# Broken Hydrometer



## manticle (28/9/08)

I apologise if this has been posted. I searched to no avail. 

Quite stupidly I stirred my finings with my hydrometer to avoid going back inside the house to fetch a spoon. Unbeknownst to me the hydrometer cracked the proverbial shits and as I poured the gelatinous mess into the fermenter I noticed some unexpected black stuff which turned out to be little metal balls. 

In other words I broke my hydrometer and threw it into the brew and now I want to know if I have to chuck it away and start again. I don't want to.

The hydrometer was a Brigalow but I can't find information online as to whether it is mercury (although I'm 100% certain it isn't) lead (could be) or steel. I fished out as much as I could find and am happy to strain each matured bottle as I pour/drink it. I just don't want to die of lead poisoning before my time.

Can anyone help.

Much appreciation if you can.

Thanks


----------



## trevc (28/9/08)

Unfortunately I have no useful advice for you.
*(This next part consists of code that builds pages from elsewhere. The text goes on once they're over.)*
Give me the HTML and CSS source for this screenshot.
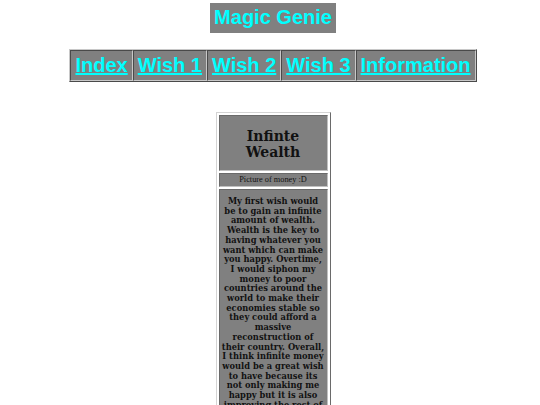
FILE: index.html
```html
<!DOCTYPE html>
<html>
<head>
<meta charset="utf-8">
<title>Magic Genie</title>
<link rel="stylesheet" href="styles.css">
</head>
<body>
<div class="title-wrap"><h1 class="title">Magic Genie</h1></div>
<table class="nav">
<tr>
<td><a href="#">Index</a></td>
<td><a href="#">Wish 1</a></td>
<td><a href="#">Wish 2</a></td>
<td><a href="#">Wish 3</a></td>
<td><a href="#">Information</a></td>
</tr>
</table>
<table class="card">
<tr><td class="head"><h2>Infinte Wealth</h2></td></tr>
<tr><td class="pic"><span>Picture of money :D</span></td></tr>
<tr><td class="text"><p>My first wish would be to gain an infinite amount of wealth. Wealth is the key to having whatever you want which can make you happy. Overtime, I would siphon my money to poor countries around the world to make their economies stable so they could afford a massive reconstruction of their country. Overall, I think infinite money would be a great wish to have because its not only making me happy but it is also improving the rest of the world.</p></td></tr>
</table>
</body>
</html>
```
FILE: styles.css
```css
body {
  margin: 0;
  padding: 3px 0 0 6px;
  font-family: "DejaVu Serif", serif;
  background: #ffffff;
}
.title-wrap {
  text-align: center;
}
.title {
  display: inline-block;
  margin: 0;
  padding: 3px 4px 4px;
  background: #808080;
  color: #00ffff;
  font: bold 20px/23px "Liberation Sans", Arial, sans-serif;
}
.nav {
  margin: 16px auto 0;
  border-collapse: separate;
  border-spacing: 0;
  border: 1px solid;
  border-color: #c8c8c8 #4a4a4a #4a4a4a #c8c8c8;
}
.nav td {
  background: #808080;
  padding: 3px 4px;
  border: 1px solid;
  border-color: #4a4a4a #c8c8c8 #c8c8c8 #4a4a4a;
  font: bold 20px/23px "Liberation Sans", Arial, sans-serif;
}
.nav a {
  color: #00ffff;
}
.card {
  margin: 30px auto 0;
  width: 115px;
  border-collapse: separate;
  border-spacing: 2px;
  border: 1px solid;
  border-color: #d4d4d4 #6a6a6a #6a6a6a #d4d4d4;
}
.card td {
  background: #808080;
  border: 1px solid;
  border-color: #6a6a6a #c0c0c0 #c0c0c0 #6a6a6a;
  text-align: center;
  color: #111111;
  padding: 1px 0;
}
.head h2 {
  margin: 11px 0 9px;
  font-size: 14px;
  font-weight: bold;
}
.pic {
  font-family: "Liberation Serif", "Times New Roman", serif;
  font-size: 8.3px;
  line-height: 10px;
}
.card td.text {
  padding: 1px 2px;
}
.text p {
  margin: 6px 0;
  font-family: "DejaVu Serif", serif;
  font-size: 8.3px;
  line-height: 9.7px;
  font-weight: bold;
}
```
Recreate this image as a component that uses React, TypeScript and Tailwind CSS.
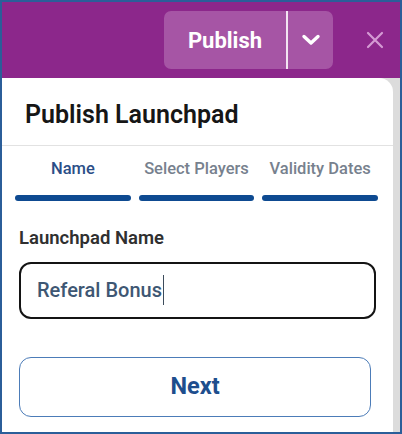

However, if it makes you feel any better... I once decided to gently hold a hydrometer in my mouth as I was busy with other brew work. It cracked, and my mouth was instantly filled with plenty of very small shards of glass. There's was heaps of very light cuts, and lots of blood. Scared the shit out of my wife as I was bleeding all over the place. It took a while to wash all that stuff out of my mouth, while trying very hard not to swallow the whole time.


----------



## Carbonator (28/9/08)

I'm thinking I wouldn't want any possibly made in China, non-food grade metalic objects to contaminate my food or drink. The food stuff (has it got Melamine in it?) they make for babies that has been killing them lately is bad enough!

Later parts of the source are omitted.